Nobel Prize-winning economist Joseph Stiglitz cautioned
that “The vultures have imposed enormous harm on global sovereign debt
markets and on those countries whose well-being depends on them,
especially in the emerging markets and developing countries.”
But in the end, the U.S. government—which opted not to file in favor of Argentina before the Supreme Court, and apparently prevented the IMF
from doing so either—seems to have backed Singer, even over its own
interests. For the vultures, the precedent that Griesa’s ruling sets
could be a big win. As the economic justice network Jubilee USA points out, countries such as Grenada and the Democratic Republic of the Congo may be imperiled more immediately, as they also seek to fend off vulture funds.
The Fernández administration in Buenos Aires may
ultimately also emerge a political victor. The fight has inflamed
national sentiments and rallied the public. Alex Kicillof, the telegenic
economy minister famous for his Elvis-style sideburns, has emerged on
the international stage
as a heroic figure championing the Argentine people.
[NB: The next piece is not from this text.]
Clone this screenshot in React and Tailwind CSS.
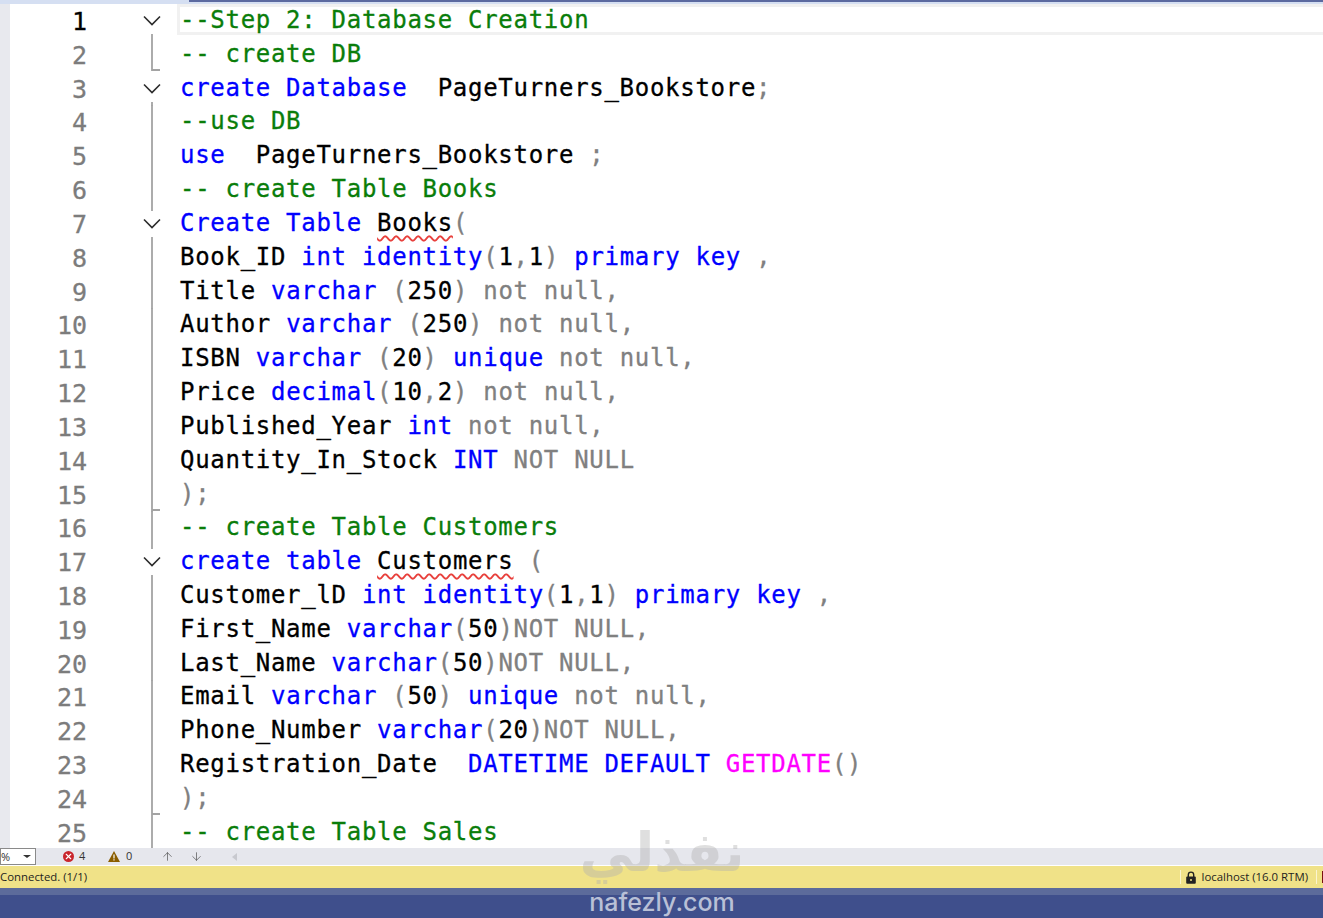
import React from 'react';
import { ArrowUp, ArrowDown, X } from 'lucide-react';

const K = 'text-[#0000ff]';
const C = 'text-[#0a7d0a]';
const G = 'text-[#808080]';
const P = 'text-[#ff00ff]';
const T = 'text-black';
const S = 'text-black underline decoration-wavy decoration-[#e8403c] decoration-[1.5px] underline-offset-[4px]';

// each line: fold marker + coloured tokens
const lines = [
  { fold: 'first', tokens: [[C, '--Step 2: Database Creation']] },
  { fold: 'end', tokens: [[C, '-- create DB']] },
  { fold: 'first', tokens: [[K, 'create Database'], [T, '  PageTurners_Bookstore'], [G, ';']] },
  { fold: 'line', tokens: [[C, '--use DB']] },
  { fold: 'line', tokens: [[K, 'use'], [T, '  PageTurners_Bookstore '], [G, ';']] },
  { fold: 'line', tokens: [[C, '-- create Table Books']] },
  { fold: 'open', tokens: [[K, 'Create Table'], [T, ' '], [S, 'Books'], [G, '(']] },
  { fold: 'line', tokens: [[T, 'Book_ID '], [K, 'int identity'], [G, '('], [T, '1'], [G, ','], [T, '1'], [G, ') '], [K, 'primary key'], [G, ' ,']] },
  { fold: 'line', tokens: [[T, 'Title '], [K, 'varchar'], [G, ' ('], [T, '250'], [G, ') not null,']] },
  { fold: 'line', tokens: [[T, 'Author '], [K, 'varchar'], [G, ' ('], [T, '250'], [G, ') not null,']] },
  { fold: 'line', tokens: [[T, 'ISBN '], [K, 'varchar'], [G, ' ('], [T, '20'], [G, ') '], [K, 'unique'], [G, ' not null,']] },
  { fold: 'line', tokens: [[T, 'Price '], [K, 'decimal'], [G, '('], [T, '10'], [G, ','], [T, '2'], [G, ') not null,']] },
  { fold: 'line', tokens: [[T, 'Published_Year '], [K, 'int'], [G, ' not null,']] },
  { fold: 'line', tokens: [[T, 'Quantity_In_Stock '], [K, 'INT'], [G, ' NOT NULL']] },
  { fold: 'tick', tokens: [[G, ');']] },
  { fold: 'line', tokens: [[C, '-- create Table Customers']] },
  { fold: 'open', tokens: [[K, 'create table'], [T, ' '], [S, 'Customers'], [G, ' (']] },
  { fold: 'line', tokens: [[T, 'Customer_lD '], [K, 'int identity'], [G, '('], [T, '1'], [G, ','], [T, '1'], [G, ') '], [K, 'primary key'], [G, ' ,']] },
  { fold: 'line', tokens: [[T, 'First_Name '], [K, 'varchar'], [G, '('], [T, '50'], [G, ')NOT NULL,']] },
  { fold: 'line', tokens: [[T, 'Last_Name '], [K, 'varchar'], [G, '('], [T, '50'], [G, ')NOT NULL,']] },
  { fold: 'line', tokens: [[T, 'Email '], [K, 'varchar'], [G, ' ('], [T, '50'], [G, ') '], [K, 'unique'], [G, ' not null,']] },
  { fold: 'line', tokens: [[T, 'Phone_Number '], [K, 'varchar'], [G, '('], [T, '20'], [G, ')NOT NULL,']] },
  { fold: 'line', tokens: [[T, 'Registration_Date  '], [K, 'DATETIME DEFAULT'], [T, ' '], [P, 'GETDATE'], [G, '()']] },
  { fold: 'tick', tokens: [[G, ');']] },
  { fold: 'line', tokens: [[C, '-- create Table Sales']] },
];

const foldPaths = {
  first: 'M9 30 V34',
  open: 'M9 0 V4 M9 30 V34',
  end: 'M9 0 V32 H17',
  tick: 'M9 0 V34 M9 32 H17',
  line: 'M9 0 V34',
};

const FoldMark = ({ type }) => (
  <svg width="18" height="34" viewBox="0 0 18 34" className="block">
    <path d={foldPaths[type]} fill="none" stroke="#a3a3a3" strokeWidth="1.8" />
    {(type === 'first' || type === 'open') && (
      <path d="M1 12.5 L9 20.5 L17 12.5" fill="none" stroke="#2b2b2b" strokeWidth="1.6" />
    )}
  </svg>
);

const CodeRow = ({ n, line }) => (
  <div className="flex h-[33.83px] items-center">
    <div className={`mt-[2px] w-[77px] text-right text-[25px] ${n === 1 ? 'text-black' : 'text-[#7c7c7c]'}`}>{n}</div>
    <div className="ml-[56px] w-[18px] shrink-0">
      <FoldMark type={line.fold} />
    </div>
    <div className="-mt-[2px] ml-[19px] whitespace-pre tracking-[0.71px]">
      {line.tokens.map(([cls, text], i) => (
        <span key={i} className={cls}>{text}</span>
      ))}
    </div>
  </div>
);

const App = () => {
  return (
    <div className="relative flex h-[918px] w-full flex-col overflow-hidden bg-white font-['Open_Sans',sans-serif]">
      {/* top edge of the window */}
      <div className="flex h-[4px] shrink-0 bg-[#d5dff2]">
        <div className="ml-[189px] h-[2px] flex-1 bg-[#5c6aa0]" />
      </div>

      {/* editor */}
      <div className="relative flex min-h-0 flex-1 overflow-hidden">
        <div className="w-[10px] shrink-0 bg-[#e8e9ee]" />
        <div className="relative flex-1 font-['DejaVu_Sans_Mono',monospace] text-[24px] leading-[34px] [-webkit-text-stroke:0.3px]">
          <div className="absolute left-[167px] right-0 top-0 h-[31px] border-y-[3.5px] border-l-[3px] border-[#f1f1f1]" />
          <div className="relative">
            {lines.map((line, i) => (
              <CodeRow key={i} n={i + 1} line={line} />
            ))}
          </div>
        </div>
      </div>

      {/* editor status strip */}
      <div className="flex h-[17px] shrink-0 items-center bg-[#e6e7ed] text-[11px] text-[#333333]">
        <div className="flex h-[17px] w-[36px] items-center justify-between border border-[#8a8a8a] bg-white pr-[4px] leading-none">
          <span>%</span>
          <span className="h-0 w-0 border-x-[4px] border-t-[3px] border-x-transparent border-t-[#333333]" />
        </div>
        <div className="ml-[27px] flex h-[11px] w-[11px] items-center justify-center rounded-full bg-[#c9252d]">
          <X size={9} strokeWidth={3} color="#ffffff" />
        </div>
        <span className="ml-[5px] w-[20px]">4</span>
        <svg width="12" height="11" viewBox="0 0 12 11" className="ml-[9px]">
          <path d="M6 0 L12 11 H0 Z" fill="#8a5d00" />
          <path d="M5.4 3.5 H6.6 V7.5 H5.4 Z M5.4 8.3 H6.6 V9.5 H5.4 Z" fill="#ffffff" />
        </svg>
        <span className="ml-[6px]">0</span>
        <ArrowUp size={13} strokeWidth={1.2} color="#444444" className="ml-[29px]" />
        <ArrowDown size={13} strokeWidth={1.2} color="#444444" className="ml-[16px]" />
        <span className="ml-[29px] h-0 w-0 border-y-[4px] border-r-[5px] border-y-transparent border-r-[#c8c9cf]" />
      </div>

      {/* connection bar */}
      <div className="mt-px flex h-[22px] shrink-0 items-center justify-between bg-[#f0e288] text-[11.4px] text-[#1e1e1e]">
        <span>Connected. (1/1)</span>
        <div className="flex h-full items-center">
          <span className="h-[14px] w-px bg-[#fbf5cf]" />
          <svg width="12" height="13" viewBox="0 0 12 13" className="ml-[4px]">
            <path d="M3.3 6 V3.8 a2.7 2.7 0 0 1 5.4 0 V6" fill="none" stroke="#222222" strokeWidth="1.4" />
            <rect x="1.2" y="5.5" width="9.6" height="7.2" rx="1" fill="#222222" />
            <circle cx="6" cy="9" r="1" fill="#f0e288" />
          </svg>
          <span className="ml-[5px]">localhost (16.0 RTM)</span>
          <span className="ml-[8px] h-[14px] w-px bg-[#fbf5cf]" />
          <span className="ml-[5px] h-[12px] w-[1px] bg-[#7a1010]" />
        </div>
      </div>

      {/* window footer */}
      <div className="h-[7px] shrink-0 bg-[#5c6b9b]" />
      <div className="h-[23px] shrink-0 bg-[#3f4f8c]" />

      {/* watermark */}
      <div className="pointer-events-none absolute left-[560px] top-[816px] flex w-[204px] flex-col items-center">
        <span dir="rtl" className="font-['DejaVu_Sans',sans-serif] text-[54px] font-bold leading-[74px] text-[#b0b0b0] opacity-40">نفذلي</span>
        <span className="-mt-[2px] font-['Inter',sans-serif] text-[25px] font-medium leading-[28px] text-[#b9c0d6]">nafezly.com</span>
      </div>
    </div>
  );
};

export default App;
Kicillof is
perhaps reminiscent of another bold, young economy minister in a
different South American country: Ecuador’s Rafael Correa, whose public
sparring with the World Bank in 2005 helped to launch his political
career; he was elected president a year later.
Argentina, the press has reported, is in default following the
failure to reach agreement with the vulture funds by a July 30 deadline.
But the Argentine government rejects this characterization: “Preventing
someone from paying is not default,” Fernández said
in a televised address, referring to Argentina’s efforts to repay the
great majority of bondholders. Meanwhile, the world waits to see whether
a single billionaire—empowered by an extremist judge—can hold a country
of 41 million people hostage, or whether sanity will prevail. The
former would uphold the ruthless world of Wall Street piracy, like a
nightmare version of the finance pirates in Monty Python’s “The Meaning of Life.”